Records with interface code:
------------------------------------------------------------------------

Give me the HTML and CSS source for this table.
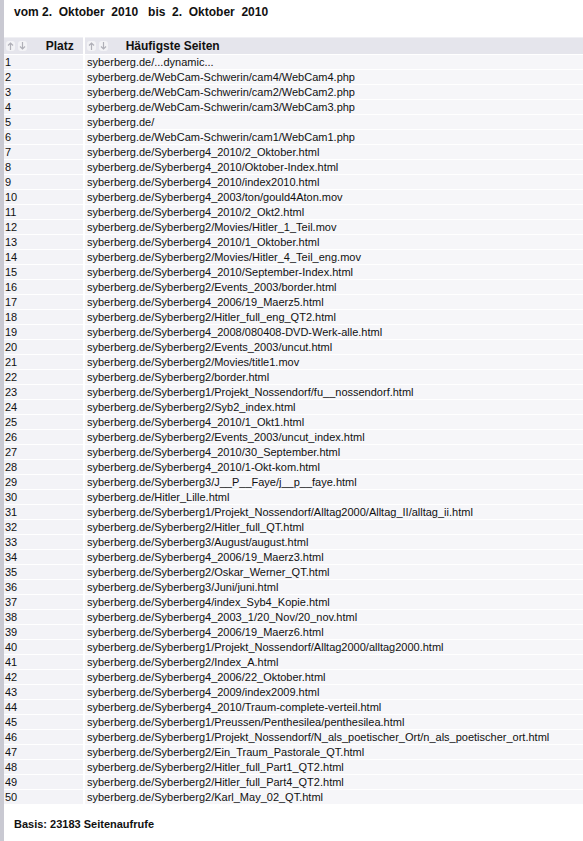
FILE: index.html
```html
<!DOCTYPE html>
<html lang="de">

<head>
    <meta charset="UTF-8">
    <meta name="viewport" content="width=device-width, initial-scale=1.0">
    <title>Häufigste Seiten</title>
    <link rel="stylesheet" href="styles.css">
</head>

<body>
    <div id="page">
        <h1 class="period">vom 2.&nbsp; Oktober&nbsp; 2010 &nbsp; bis&nbsp; 2.&nbsp; Oktober&nbsp; 2010</h1>
        <table class="stats">
            <thead>
                <tr>
                    <th class="col-rank">
                        <span class="sort">
                            <svg width="9" height="10" viewBox="0 0 9 10"><path d="M4.5 2v7M2 4.5L4.5 2L7 4.5" fill="none" stroke="#b0b0b8" stroke-width="1.2"/></svg>
                            <svg width="9" height="10" viewBox="0 0 9 10"><path d="M4.5 8V1M2 5.5L4.5 8L7 5.5" fill="none" stroke="#b0b0b8" stroke-width="1.2"/></svg>
                        </span>
                        Platz
                    </th>
                    <th class="col-page">
                        <span class="sort">
                            <svg width="9" height="10" viewBox="0 0 9 10"><path d="M4.5 2v7M2 4.5L4.5 2L7 4.5" fill="none" stroke="#b0b0b8" stroke-width="1.2"/></svg>
                            <svg width="9" height="10" viewBox="0 0 9 10"><path d="M4.5 8V1M2 5.5L4.5 8L7 5.5" fill="none" stroke="#b0b0b8" stroke-width="1.2"/></svg>
                        </span>
                        Häufigste Seiten
                    </th>
                </tr>
            </thead>
            <tbody>
                <tr><td>1</td><td>syberberg.de/...dynamic...</td></tr>
                <tr><td>2</td><td>syberberg.de/WebCam-Schwerin/cam4/WebCam4.php</td></tr>
                <tr><td>3</td><td>syberberg.de/WebCam-Schwerin/cam2/WebCam2.php</td></tr>
                <tr><td>4</td><td>syberberg.de/WebCam-Schwerin/cam3/WebCam3.php</td></tr>
                <tr><td>5</td><td>syberberg.de/</td></tr>
                <tr><td>6</td><td>syberberg.de/WebCam-Schwerin/cam1/WebCam1.php</td></tr>
                <tr><td>7</td><td>syberberg.de/Syberberg4_2010/2_Oktober.html</td></tr>
                <tr><td>8</td><td>syberberg.de/Syberberg4_2010/Oktober-Index.html</td></tr>
                <tr><td>9</td><td>syberberg.de/Syberberg4_2010/index2010.html</td></tr>
                <tr><td>10</td><td>syberberg.de/Syberberg4_2003/ton/gould4Aton.mov</td></tr>
                <tr><td>11</td><td>syberberg.de/Syberberg4_2010/2_Okt2.html</td></tr>
                <tr><td>12</td><td>syberberg.de/Syberberg2/Movies/Hitler_1_Teil.mov</td></tr>
                <tr><td>13</td><td>syberberg.de/Syberberg4_2010/1_Oktober.html</td></tr>
                <tr><td>14</td><td>syberberg.de/Syberberg2/Movies/Hitler_4_Teil_eng.mov</td></tr>
                <tr><td>15</td><td>syberberg.de/Syberberg4_2010/September-Index.html</td></tr>
                <tr><td>16</td><td>syberberg.de/Syberberg2/Events_2003/border.html</td></tr>
                <tr><td>17</td><td>syberberg.de/Syberberg4_2006/19_Maerz5.html</td></tr>
                <tr><td>18</td><td>syberberg.de/Syberberg2/Hitler_full_eng_QT2.html</td></tr>
                <tr><td>19</td><td>syberberg.de/Syberberg4_2008/080408-DVD-Werk-alle.html</td></tr>
                <tr><td>20</td><td>syberberg.de/Syberberg2/Events_2003/uncut.html</td></tr>
                <tr><td>21</td><td>syberberg.de/Syberberg2/Movies/title1.mov</td></tr>
                <tr><td>22</td><td>syberberg.de/Syberberg2/border.html</td></tr>
                <tr><td>23</td><td>syberberg.de/Syberberg1/Projekt_Nossendorf/fu__nossendorf.html</td></tr>
                <tr><td>24</td><td>syberberg.de/Syberberg2/Syb2_index.html</td></tr>
                <tr><td>25</td><td>syberberg.de/Syberberg4_2010/1_Okt1.html</td></tr>
                <tr><td>26</td><td>syberberg.de/Syberberg2/Events_2003/uncut_index.html</td></tr>
                <tr><td>27</td><td>syberberg.de/Syberberg4_2010/30_September.html</td></tr>
                <tr><td>28</td><td>syberberg.de/Syberberg4_2010/1-Okt-kom.html</td></tr>
                <tr><td>29</td><td>syberberg.de/Syberberg3/J__P__Faye/j__p__faye.html</td></tr>
                <tr><td>30</td><td>syberberg.de/Hitler_Lille.html</td></tr>
                <tr><td>31</td><td>syberberg.de/Syberberg1/Projekt_Nossendorf/Alltag2000/Alltag_II/alltag_ii.html</td></tr>
                <tr><td>32</td><td>syberberg.de/Syberberg2/Hitler_full_QT.html</td></tr>
                <tr><td>33</td><td>syberberg.de/Syberberg3/August/august.html</td></tr>
                <tr><td>34</td><td>syberberg.de/Syberberg4_2006/19_Maerz3.html</td></tr>
                <tr><td>35</td><td>syberberg.de/Syberberg2/Oskar_Werner_QT.html</td></tr>
                <tr><td>36</td><td>syberberg.de/Syberberg3/Juni/juni.html</td></tr>
                <tr><td>37</td><td>syberberg.de/Syberberg4/index_Syb4_Kopie.html</td></tr>
                <tr><td>38</td><td>syberberg.de/Syberberg4_2003_1/20_Nov/20_nov.html</td></tr>
                <tr><td>39</td><td>syberberg.de/Syberberg4_2006/19_Maerz6.html</td></tr>
                <tr><td>40</td><td>syberberg.de/Syberberg1/Projekt_Nossendorf/Alltag2000/alltag2000.html</td></tr>
                <tr><td>41</td><td>syberberg.de/Syberberg2/Index_A.html</td></tr>
                <tr><td>42</td><td>syberberg.de/Syberberg4_2006/22_Oktober.html</td></tr>
                <tr><td>43</td><td>syberberg.de/Syberberg4_2009/index2009.html</td></tr>
                <tr><td>44</td><td>syberberg.de/Syberberg4_2010/Traum-complete-verteil.html</td></tr>
                <tr><td>45</td><td>syberberg.de/Syberberg1/Preussen/Penthesilea/penthesilea.html</td></tr>
                <tr><td>46</td><td>syberberg.de/Syberberg1/Projekt_Nossendorf/N_als_poetischer_Ort/n_als_poetischer_ort.html</td></tr>
                <tr><td>47</td><td>syberberg.de/Syberberg2/Ein_Traum_Pastorale_QT.html</td></tr>
                <tr><td>48</td><td>syberberg.de/Syberberg2/Hitler_full_Part1_QT2.html</td></tr>
                <tr><td>49</td><td>syberberg.de/Syberberg2/Hitler_full_Part4_QT2.html</td></tr>
                <tr><td>50</td><td>syberberg.de/Syberberg2/Karl_May_02_QT.html</td></tr>
            </tbody>
        </table>
        <p class="total">Basis: 23183 Seitenaufrufe</p>
    </div>
</body>

</html>
```

FILE: styles.css
```css
body {
    margin: 0;
    background-color: #ffffff;
    font-family: "Liberation Sans", Arial, sans-serif;
    color: #111111;
}

#page {
    min-height: 841px;
    border-left: 4px solid #c9c9d2;
    box-sizing: border-box;
    padding-top: 5px;
}

.period {
    font-size: 12px;
    font-weight: bold;
    margin: 0 0 0 10px;
    height: 15px;
    line-height: 15px;
    white-space: nowrap;
}

.stats {
    width: 100%;
    margin-top: 17px;
    border-collapse: collapse;
    font-size: 11px;
}

.stats th {
    height: 16px;
    padding: 0;
    background-color: #e5e5ec;
    border-top: 1px solid #f0f0f4;
    border-bottom: 1px solid #ffffff;
    text-align: left;
    font-size: 12px;
    font-weight: bold;
    white-space: nowrap;
}

.stats th.col-rank {
    width: 79px;
    border-right: 2px solid #ffffff;
}

.sort {
    display: inline-block;
    vertical-align: -1px;
    margin: 0 15px 0 2px;
}

.sort svg {
    display: inline-block;
    background-color: #f3f3f6;
    border-radius: 3px;
    margin-right: 0;
}

.col-page .sort {
    margin-left: 2px;
    margin-right: 14px;
}

.stats td {
    height: 14px;
    line-height: 14px;
    padding: 0 0 0 1px;
    background-color: #f6f6f9;
    border-bottom: 1px solid #ffffff;
    white-space: nowrap;
}

.stats td:first-child {
    border-right: 2px solid #ffffff;
    background-color: #f3f3f7;
}

.stats td:last-child {
    padding-left: 2px;
}

.total {
    font-size: 11px;
    font-weight: bold;
    margin: 13px 0 0 10px;
}
```
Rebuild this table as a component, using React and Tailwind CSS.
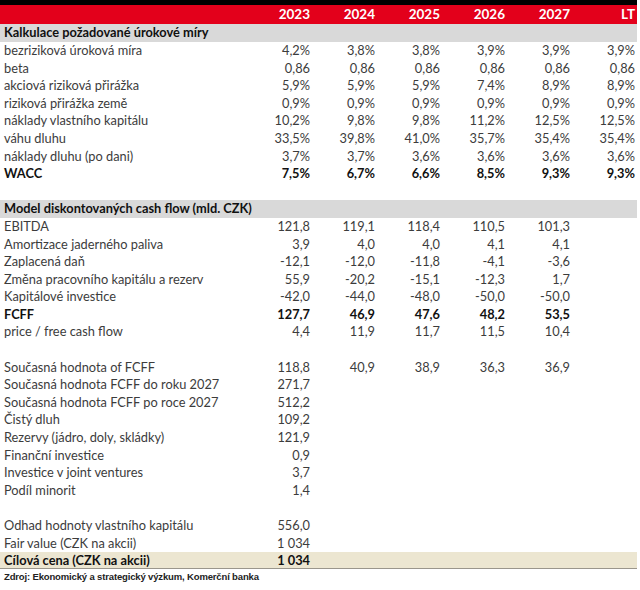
import React from "react";

const years = ["2023", "2024", "2025", "2026", "2027", "LT"];

const rows = [
  { type: "section", label: "Kalkulace požadované úrokové míry" },
  { label: "bezriziková úroková míra", v: ["4,2%", "3,8%", "3,8%", "3,9%", "3,9%", "3,9%"] },
  { label: "beta", v: ["0,86", "0,86", "0,86", "0,86", "0,86", "0,86"] },
  { label: "akciová riziková přirážka", v: ["5,9%", "5,9%", "5,9%", "7,4%", "8,9%", "8,9%"] },
  { label: "riziková přirážka země", v: ["0,9%", "0,9%", "0,9%", "0,9%", "0,9%", "0,9%"] },
  { label: "náklady vlastního kapitálu", v: ["10,2%", "9,8%", "9,8%", "11,2%", "12,5%", "12,5%"] },
  { label: "váhu dluhu", v: ["33,5%", "39,8%", "41,0%", "35,7%", "35,4%", "35,4%"] },
  { label: "náklady dluhu (po dani)", v: ["3,7%", "3,7%", "3,6%", "3,6%", "3,6%", "3,6%"] },
  { label: "WACC", bold: true, v: ["7,5%", "6,7%", "6,6%", "8,5%", "9,3%", "9,3%"] },
  { type: "blank" },
  { type: "section", label: "Model diskontovaných cash flow (mld. CZK)" },
  { label: "EBITDA", v: ["121,8", "119,1", "118,4", "110,5", "101,3"] },
  { label: "Amortizace jaderného paliva", v: ["3,9", "4,0", "4,0", "4,1", "4,1"] },
  { label: "Zaplacená daň", v: ["-12,1", "-12,0", "-11,8", "-4,1", "-3,6"] },
  { label: "Změna pracovního kapitálu a rezerv", v: ["55,9", "-20,2", "-15,1", "-12,3", "1,7"] },
  { label: "Kapitálové investice", v: ["-42,0", "-44,0", "-48,0", "-50,0", "-50,0"] },
  { label: "FCFF", bold: true, v: ["127,7", "46,9", "47,6", "48,2", "53,5"] },
  { label: "price / free cash flow", v: ["4,4", "11,9", "11,7", "11,5", "10,4"] },
  { type: "blank" },
  { label: "Současná hodnota of FCFF", v: ["118,8", "40,9", "38,9", "36,3", "36,9"] },
  { label: "Současná hodnota FCFF do roku 2027", v: ["271,7"] },
  { label: "Současná hodnota FCFF po roce 2027", v: ["512,2"] },
  { label: "Čistý dluh", v: ["109,2"] },
  { label: "Rezervy (jádro, doly, skládky)", v: ["121,9"] },
  { label: "Finanční investice", v: ["0,9"] },
  { label: "Investice v joint ventures", v: ["3,7"] },
  { label: "Podíl minorit", v: ["1,4"] },
  { type: "blank" },
  { label: "Odhad hodnoty vlastního kapitálu", v: ["556,0"] },
  { label: "Fair value (CZK na akcii)", v: ["1 034"] },
  { type: "total", label: "Cílová cena (CZK na akcii)", v: ["1 034"] },
];

function Row({ row }) {
  if (row.type === "blank") return <div className="h-[17.6px]" />;
  if (row.type === "section")
    return (
      <div className="h-[17.6px] bg-[#d9d9d9] flex items-center pl-[4px] font-bold text-[#111]">
        {row.label}
      </div>
    );
  return (
    <div
      className={
        "h-[17.6px] grid grid-cols-[245px_repeat(6,65px)] items-center " +
        (row.type === "total" ? "bg-[#ece6d1] border-b border-[#9a968c] text-[#111] font-bold" : row.bold ? "font-bold text-[#111]" : "text-[#3c3c3c]")
      }
    >
      <div className="pl-[4px] whitespace-nowrap">{row.label}</div>
      {years.map((y, i) => (
        <div key={y} className="text-right">
          {row.v[i] ?? ""}
        </div>
      ))}
    </div>
  );
}

export default function App() {
  return (
    <div className="w-[640px] h-[590px] bg-white overflow-hidden">
      <div className="w-[637px] text-[12.8px] leading-none font-['Lato',sans-serif]">
        <div className="h-[5px] bg-black" />
        <div className="h-[19px] bg-[#e3001b] grid grid-cols-[245px_repeat(6,65px)] items-center text-white font-bold text-[13.5px]">
          <div />
          {years.map((y) => (
            <div key={y} className="text-right">{y}</div>
          ))}
        </div>
        {rows.map((r, i) => (
          <Row key={i} row={r} />
        ))}
        <div className="pl-[4px] pt-[3px] text-[9.5px] font-bold text-[#222] font-['Liberation_Sans',sans-serif] tracking-[-0.15px]">
          Zdroj: Ekonomický a strategický výzkum, Komerční banka
        </div>
      </div>
    </div>
  );
}
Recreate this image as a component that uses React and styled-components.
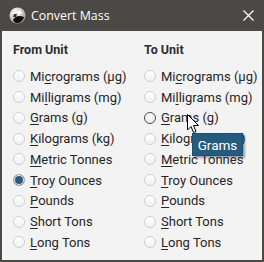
import React from "react";
import styled, { createGlobalStyle } from "styled-components";

const GlobalStyle = createGlobalStyle`
  html, body {
    margin: 0;
    padding: 0;
    background: #4a4946;
  }
  body {
    font-family: Roboto, "Liberation Sans", sans-serif;
  }
`;

const Window = styled.div`
  width: 264px;
  height: 262px;
  box-sizing: border-box;
  border: 2px solid #4a4946;
  border-top: none;
  display: flex;
  flex-direction: column;
  background: #4a4946;
  position: relative;
`;

const TitleBar = styled.div`
  height: 31px;
  display: flex;
  align-items: center;
  padding: 0 8px 0 7px;
  gap: 5px;
  color: #ffffff;
  font-family: "Open Sans", "Noto Sans", sans-serif;
  font-size: 12.4px;
`;

const Title = styled.span`
  flex: 1;
  margin-top: -1px;
`;

const Body = styled.div`
  flex: 1;
  background: #f3f3f3;
  display: grid;
  grid-template-columns: 131px 1fr;
  padding: 10px 0 0 11px;
`;

const Column = styled.div`
  display: flex;
  flex-direction: column;
`;

const GroupTitle = styled.div`
  font-size: 12.5px;
  font-weight: bold;
  color: #2e2e2e;
  height: 21px;
  line-height: 18px;
  margin-bottom: 4px;
`;

const Row = styled.div`
  display: flex;
  align-items: center;
  gap: 5px;
  height: 20.75px;
  font-size: 13px;
  color: #262626;
`;

const Radio = styled.span`
  width: 12px;
  height: 12px;
  box-sizing: border-box;
  border-radius: 50%;
  border: 1px solid ${(p) => (p.$hover ? "#4a4a4a" : p.$checked ? "#a9a9a9" : "#cfcfcf")};
  background: ${(p) => (p.$checked ? "#2b5b7d" : "linear-gradient(#ffffff, #f1f1f1)")};
  box-shadow: ${(p) => (p.$checked ? "inset 0 0 0 1px #f6f6f6" : "none")};
  flex-shrink: 0;
`;

const Key = styled.span`
  text-decoration: underline;
  text-underline-offset: 2px;
`;

const Tooltip = styled.div`
  position: absolute;
  left: 190px;
  top: 133px;
  width: 51px;
  height: 23px;
  box-sizing: border-box;
  background: #255c7e;
  color: #ffffff;
  font-size: 13.5px;
  display: flex;
  align-items: center;
  justify-content: center;
  box-shadow: 2px 2px 2px rgba(0, 0, 0, 0.35);
  border: 1px solid #1f4f6e;
`;

const Cursor = styled.svg`
  position: absolute;
  left: 185px;
  top: 114px;
`;

const units = [
  ["Mi", "c", "rograms (μg)"],
  ["Mi", "l", "ligrams (mg)"],
  ["", "G", "rams (g)"],
  ["", "K", "ilograms (kg)"],
  ["", "M", "etric Tonnes"],
  ["", "T", "roy Ounces"],
  ["", "P", "ounds"],
  ["", "S", "hort Tons"],
  ["", "L", "ong Tons"],
];

const AppIcon = () => (
  <svg width="17" height="17" viewBox="0 0 17 17">
    <defs>
      <radialGradient id="ig" cx="0.35" cy="0.3" r="0.8">
        <stop offset="0" stopColor="#ffffff" />
        <stop offset="1" stopColor="#9a9a9a" />
      </radialGradient>
    </defs>
    <circle cx="8.5" cy="8.5" r="8" fill="url(#ig)" />
    <path d="M4 13 C6 9 10 8 15 10 C14 14 11 16 8 16 C6 16 5 15 4 13 Z" fill="#111" />
    <path d="M8 5 L11 3 L13 6 L10 8 Z" fill="#ffffff" />
    <path d="M5 7 L8 7 L7 10 L4 10 Z" fill="#333" />
  </svg>
);

const UnitColumn = ({ title, checked, hover }) => (
  <Column>
    <GroupTitle>{title}</GroupTitle>
    {units.map(([a, k, b], i) => (
      <Row key={i}>
        <Radio $checked={checked === i} $hover={hover === i} />
        <span>
          {a}
          <Key>{k}</Key>
          {b}
        </span>
      </Row>
    ))}
  </Column>
);

export default function App() {
  return (
    <>
      <GlobalStyle />
      <Window>
        <TitleBar>
          <AppIcon />
          <Title>Convert Mass</Title>
          <svg width="11" height="11" viewBox="0 0 11 11">
            <path d="M0.5 0.5 L10.5 10.5 M10.5 0.5 L0.5 10.5" stroke="#ffffff" strokeWidth="1.2" />
          </svg>
        </TitleBar>
        <Body>
          <UnitColumn title="From Unit" checked={5} />
          <UnitColumn title="To Unit" hover={2} />
        </Body>
        <Tooltip>Grams</Tooltip>
        <Cursor width="13" height="20" viewBox="0 0 13 20">
          <path d="M0.5 0.5 L0.5 16 L4 12.5 L6.5 18.5 L9 17.5 L6.5 11.5 L11.5 11.5 Z" fill="#ffffff" stroke="#000000" strokeWidth="1" strokeLinejoin="round" />
        </Cursor>
      </Window>
    </>
  );
}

------------------------------------------------------------------------

Description of the task
Find the lines that include the string "this", then copy each of them.

Expected answer
Give me the HTML and CSS source for this table.
Rebuild this table as a component, using React and Tailwind CSS.
Recreate this image as a component that uses React and styled-components.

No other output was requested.